Task prompt: Search the listing below for the string "styled" and copy every line where it occurs.

Supplied information:
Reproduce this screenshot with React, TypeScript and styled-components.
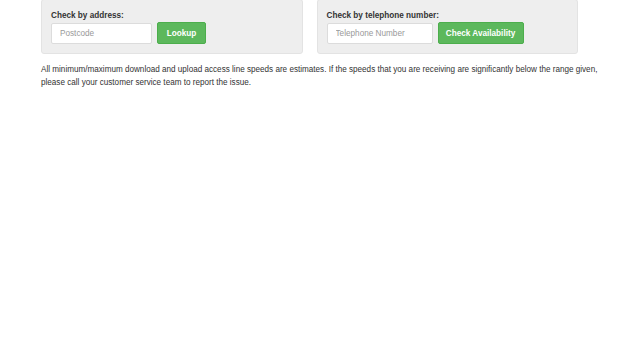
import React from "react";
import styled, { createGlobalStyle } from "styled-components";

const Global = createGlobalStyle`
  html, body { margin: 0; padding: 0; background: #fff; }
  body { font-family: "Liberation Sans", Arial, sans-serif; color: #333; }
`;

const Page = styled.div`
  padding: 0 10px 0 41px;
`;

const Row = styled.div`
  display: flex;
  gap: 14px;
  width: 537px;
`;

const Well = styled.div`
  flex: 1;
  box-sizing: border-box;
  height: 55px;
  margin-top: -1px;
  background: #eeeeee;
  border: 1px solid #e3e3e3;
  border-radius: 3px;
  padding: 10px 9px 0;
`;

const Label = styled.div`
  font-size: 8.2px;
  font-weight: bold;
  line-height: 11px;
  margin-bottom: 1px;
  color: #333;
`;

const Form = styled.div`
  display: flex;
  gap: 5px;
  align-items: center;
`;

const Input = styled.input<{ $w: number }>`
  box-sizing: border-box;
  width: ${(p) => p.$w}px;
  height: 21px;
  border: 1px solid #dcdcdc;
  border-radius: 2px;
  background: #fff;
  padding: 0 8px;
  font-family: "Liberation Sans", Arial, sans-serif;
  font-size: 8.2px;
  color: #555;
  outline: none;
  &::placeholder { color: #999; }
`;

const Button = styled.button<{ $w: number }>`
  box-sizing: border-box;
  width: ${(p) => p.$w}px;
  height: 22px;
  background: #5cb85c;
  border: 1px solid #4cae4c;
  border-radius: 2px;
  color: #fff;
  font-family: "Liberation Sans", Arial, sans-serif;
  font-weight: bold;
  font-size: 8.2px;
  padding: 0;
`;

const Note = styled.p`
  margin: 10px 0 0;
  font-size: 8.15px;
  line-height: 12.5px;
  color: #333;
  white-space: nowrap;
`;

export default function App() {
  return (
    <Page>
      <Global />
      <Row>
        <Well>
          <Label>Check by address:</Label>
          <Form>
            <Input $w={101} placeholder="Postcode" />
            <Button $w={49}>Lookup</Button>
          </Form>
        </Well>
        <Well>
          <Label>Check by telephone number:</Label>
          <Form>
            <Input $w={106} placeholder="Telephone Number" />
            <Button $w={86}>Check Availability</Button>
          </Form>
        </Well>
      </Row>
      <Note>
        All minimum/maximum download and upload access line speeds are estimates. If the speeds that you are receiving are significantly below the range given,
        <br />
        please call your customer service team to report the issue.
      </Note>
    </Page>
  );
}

Response to the exercise:
Reproduce this screenshot with React, TypeScript and styled-components.
import styled, { createGlobalStyle } from "styled-components";
const Page = styled.div`
const Row = styled.div`
const Well = styled.div`
const Label = styled.div`
const Form = styled.div`
const Input = styled.input<{ $w: number }>`
const Button = styled.button<{ $w: number }>`
const Note = styled.p`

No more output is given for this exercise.